PFAULT was set to output the number of page touches every thirty seconds. This experiment ran for ten minutes so there were twenty samples' worth of data for each user. The number of page touches for all users and all samples was added up. This total was then divided by the elapsed time in seconds. The transaction rate is therefore the number of page touches per second for all twenty users.

Results and Discussion

Table 1. Serialized vs. Concurrent I/O.
  Serialized Concurrent Delta Pct
run ID 1TX8155 1TX4877 - -
Tx/sec 669552.07 1313779.82 644227.75 96.2
DASD Page Rate 123000.0 225000.0 102000.0 82.9
Tx per CPU-sec 800899.61 584421.63 -216477.98 -27.0
ITR 51504005.2 37536566.3 -13967438.9 -27.1
total busy 83.6 224.8 141.2 168.9
guest busy 38.5 53.8 15.3 39.7
c-CP busy 6.1 9.4 3.3 54.1
nc-CP busy 39.0 161.6 122.6 314.4
avg busy 1.3 3.5 2.2 169.2
T/V ratio 2.17 4.18 2.01 92.6
Notes: See method section for workload details. Serialized run is GA version of z/VM 6.4. Concurrent run is z/VM 6.4 with XIV concurrent I/O PTF. c-CP Busy is CP overhead that is chargable to users. nc-CP is CP overhead that is charged to the system instead of to a user.

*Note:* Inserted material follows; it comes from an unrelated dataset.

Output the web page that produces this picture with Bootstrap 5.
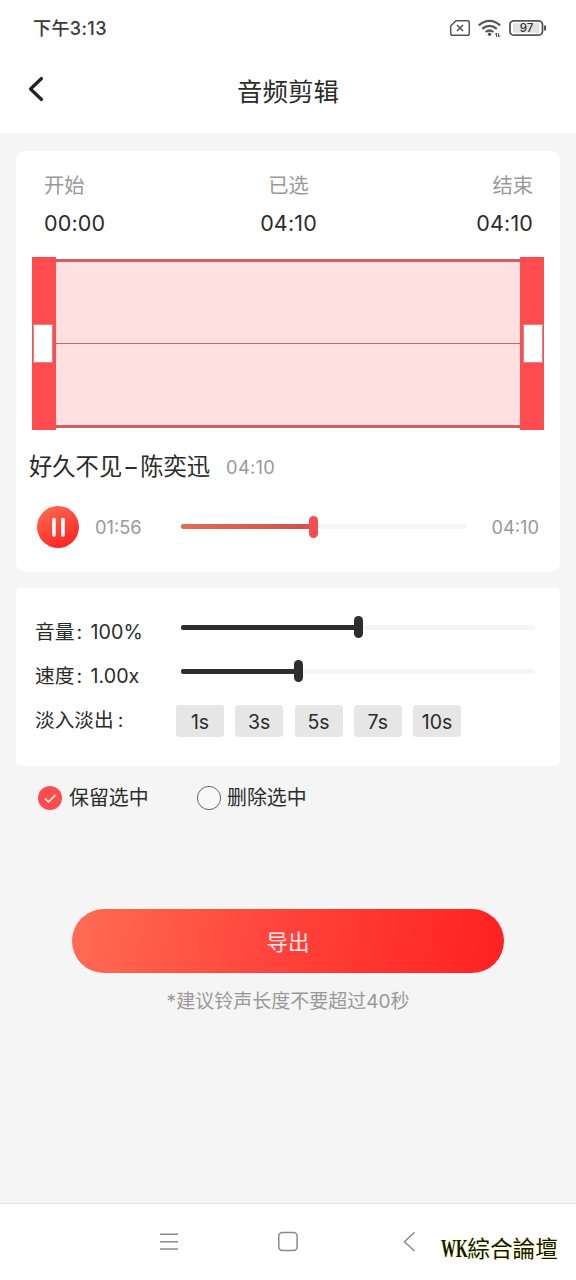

  • Transaction rate improved 96.2%
  • Page rate (reads+writes) increased by 82.9%
  • With concurrent I/O, the CPU utilization increased significantly because of the increased number of page touches. As a result, the ITR actually decreased in the run.

In addition to the number of transactions, the FCX249 SCSI Perfkit report shows a significant improvement with concurrent I/O. In the concurrent I/O run, the number of transfers per second for a typical EDEV was almost twice as high as with serialized I/O. The amount of data moved was also about twice as large in the concurrent I/O measurement.

Table 2. Typical EDEV Behavior, Concurrent I/O vs. Serialized I/O. From FCX249 SCSI report.
  Run ID Device Number Bytes per Block KByte/sec Transfers/sec
Serialized 1TX8155 5070 512 24635 283.0
Concurrent 1TX4877 5070 512 45001 571.9

Summary

XIV EDEVICEs now support concurrent I/O. Workloads capable of performing multiple I/Os simultaneously to XIV EDEVICEs might experience a performance improvement. A z/VM paging workload is one such workload. Another such workload might be one in which there are multiple minidisks on the same XIV EDEVICE, with each minidisk being used by a different guest. Using XIV EDEVICEs for paging in storage over-committed environments is now more practical.